The Truth? Few Muslims in Government
When Minnesota Republican Rep. Michele Bachmann and a group of colleagues called for a probe into “security concerns” over the employment of several Muslims in top government positions, Democrats and Republicans joined in condemning the call and in accusing those behind it of Islamophobia.
Yet, shining the spotlight on the issue of Muslim Americans in senior federal government positions also revealed a little-noticed truth: There aren’t many of them. In fact, less than a handful of Muslims hold top posts, and in general, activists believe, Muslim Americans are underrepresented in the civil service.
“Most Muslims in government are at the more junior levels,” said Haris Tarin, Washington office director of the Muslim Public Affairs Council. “There is no one in Cabinet level, no one at the deputy secretary level.”’
Muslims in America have been growing in numbers over the past decade. According to a recent study by the Association of Statisticians of American Religious Bodies, 2.6 million Muslims were living in America in 2010. This is roughly in line with a study produced by the Pew Research Center last year that also found that 63% of American Muslims were first-generation immigrants.
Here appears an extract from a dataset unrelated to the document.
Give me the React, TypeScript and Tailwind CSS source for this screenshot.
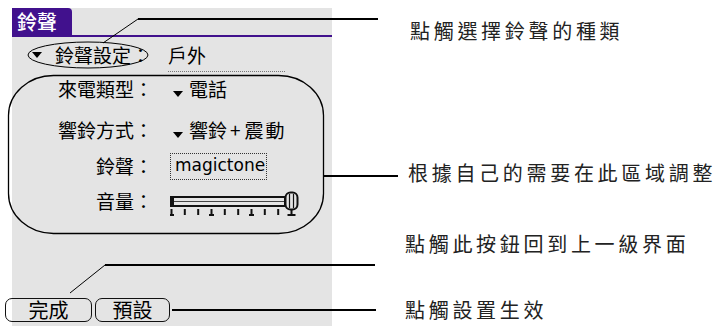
import React from "react";

const palm = { fontFamily: '"Noto Sans CJK TC", "Noto Sans", sans-serif' };

function Tri() {
  return <span className="inline-block w-0 h-0 border-x-[5px] border-x-transparent border-t-[6px] border-t-black" />;
}

function Slider() {
  const ticks = [0, 13.3, 26.7, 40, 53.3, 66.7, 80, 93.3, 106.7];
  const big = [0, 40, 80];
  return (
    <svg width="132" height="26" viewBox="0 0 132 26">
      <rect x="1" y="6" width="114" height="9" fill="#e4e4e4" stroke="#111" strokeWidth="2" />
      <line x1="3" y1="10.5" x2="114" y2="10.5" stroke="#444" strokeWidth="1" />
      <rect x="0" y="7" width="4" height="7" fill="#111" />
      {ticks.map((t) => (
        <line key={t} x1={t + 1.5} y1="18" x2={t + 1.5} y2="24" stroke="#111" strokeWidth="2" />
      ))}
      {big.map((t) => (
        <line key={"b" + t} x1={t - 1} y1="24" x2={t + 4} y2="24" stroke="#111" strokeWidth="2" />
      ))}
      <rect x="115.5" y="1.5" width="12" height="17" rx="5" fill="#e4e4e4" stroke="#111" strokeWidth="2" />
      <line x1="119.5" y1="3" x2="119.5" y2="17" stroke="#111" strokeWidth="1.2" />
      <line x1="123.5" y1="3" x2="123.5" y2="17" stroke="#111" strokeWidth="1.2" />
      <line x1="121.5" y1="18" x2="121.5" y2="23" stroke="#111" strokeWidth="2" />
      <line x1="117.5" y1="24" x2="125.5" y2="24" stroke="#111" strokeWidth="2" />
    </svg>
  );
}

export default function App() {
  return (
    <div className="relative w-[721px] h-[326px] bg-white overflow-hidden flex">
      {/* Palm screen */}
      <div
        className="ml-[12px] mt-[8px] w-[320px] h-[318px] bg-[#e4e4e4] flex flex-col shrink-0 text-[19px] text-black font-normal"
        style={palm}
      >
        <div className="flex h-[29px] border-b-2 border-[#41118d] shrink-0">
          <div className="h-full w-[60px] bg-[#41118d] rounded-tr-[4px] text-white text-[20px] leading-[27px] pl-[5px] font-medium">
            鈴聲
          </div>
        </div>

        <div className="mt-[6px] h-[24px] flex items-start pl-[20px] shrink-0">
          <div className="h-[24px] flex items-center">
            <Tri />
          </div>
          <span className="ml-[13px] leading-[24px]">鈴聲設定：</span>
          <span className="ml-[18px] w-[117px] h-[29px] leading-[24px] border-b border-dotted border-[#777]">戶外</span>
        </div>

        <div className="mt-[10px] h-[24px] flex items-center shrink-0">
          <span className="w-[141px] text-right leading-[24px]">來電類型：</span>
          <span className="ml-[20px]"><Tri /></span>
          <span className="ml-[6px] leading-[24px]">電話</span>
        </div>

        <div className="mt-[17px] h-[24px] flex items-center shrink-0">
          <span className="w-[141px] text-right leading-[24px]">響鈴方式：</span>
          <span className="ml-[20px]"><Tri /></span>
          <span className="ml-[6px] leading-[24px]">響鈴</span>
          <span className="ml-[3px] leading-[24px]">+</span>
          <span className="ml-[4px] leading-[24px] tracking-[2px]">震動</span>
        </div>

        <div className="mt-[12px] h-[24px] flex items-center shrink-0">
          <span className="w-[141px] text-right leading-[24px]">鈴聲：</span>
          <span
            className="ml-[17px] w-[97px] h-[27px] border border-dotted border-[#333] flex items-center pl-[4px] text-[17px]"
            style={{ fontFamily: '"DejaVu Sans", sans-serif' }}
          >
            magictone
          </span>
        </div>

        <div className="mt-[11px] h-[24px] flex items-center shrink-0">
          <span className="w-[141px] text-right leading-[24px]">音量：</span>
          <span className="ml-[17px] mt-[6px]"><Slider /></span>
        </div>

        <div className="mt-auto mb-[4px] -ml-[7px] flex gap-[3px] shrink-0">
          <div className="w-[87px] h-[24px] border-[1.5px] border-[#111] rounded-[7px] flex items-center justify-center text-[20px] leading-[22px]">
            完成
          </div>
          <div className="w-[75px] h-[24px] border-[1.5px] border-[#111] rounded-[7px] flex items-center justify-center text-[20px] leading-[22px]">
            預設
          </div>
        </div>
      </div>

      {/* Annotations */}
      <div
        className="flex flex-col pl-[74px] text-[20px] leading-[24px] tracking-[3.7px] text-[#222] whitespace-nowrap"
        style={palm}
      >
        <div className="mt-[19px] ml-[4px]">點觸選擇鈴聲的種類</div>
        <div className="mt-[118px] ml-[2px]">根據自己的需要在此區域調整</div>
        <div className="mt-[47px] -ml-[1px]">點觸此按鈕回到上一級界面</div>
        <div className="mt-[42px] -ml-[1px]">點觸設置生效</div>
      </div>

      {/* Callout drawing */}
      <svg className="absolute inset-0 pointer-events-none" width="721" height="326" viewBox="0 0 721 326">
        <line x1="138" y1="19" x2="378" y2="19" stroke="#000" strokeWidth="2" />
        <line x1="138" y1="19" x2="103" y2="43" stroke="#000" strokeWidth="1" />
        <ellipse cx="88" cy="55" rx="60" ry="13" fill="none" stroke="#000" strokeWidth="1" />
        <rect x="8.5" y="75.5" width="315" height="158" rx="45" ry="40" fill="none" stroke="#000" strokeWidth="1.3" />
        <line x1="323" y1="176" x2="398" y2="176" stroke="#000" strokeWidth="2" />
        <line x1="105" y1="265" x2="375" y2="265" stroke="#000" strokeWidth="2" />
        <line x1="105" y1="265" x2="70" y2="293" stroke="#000" strokeWidth="1" />
        <line x1="172" y1="310" x2="376" y2="310" stroke="#000" strokeWidth="2" />
      </svg>
    </div>
  );
}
Yet, Muslims in senior federal positions are still a rarity. Currently, the most noted ones in the Obama administration include Huma Abedin, deputy chief of staff to Secretary of State Hillary Rodham Clinton (and wife of former New York Rep. Anthony Weiner); Rashad Hussain, who is America’s special envoy to the Organization of Islamic Cooperation, and Farah Pandith, the State Department’s special representative to Muslim communities. Two out of 535 members of Congress are also Muslim, both Democrats: Keith Ellison of Minnesota, and Indiana’s André Carson. Several other Muslims serve on federal advisory boards, including Dalia Mogahed, who advised the White House office of faith-based and neighborhood initiatives, and Mohamed Elibiary, who has consulted for the Department of Homeland Security.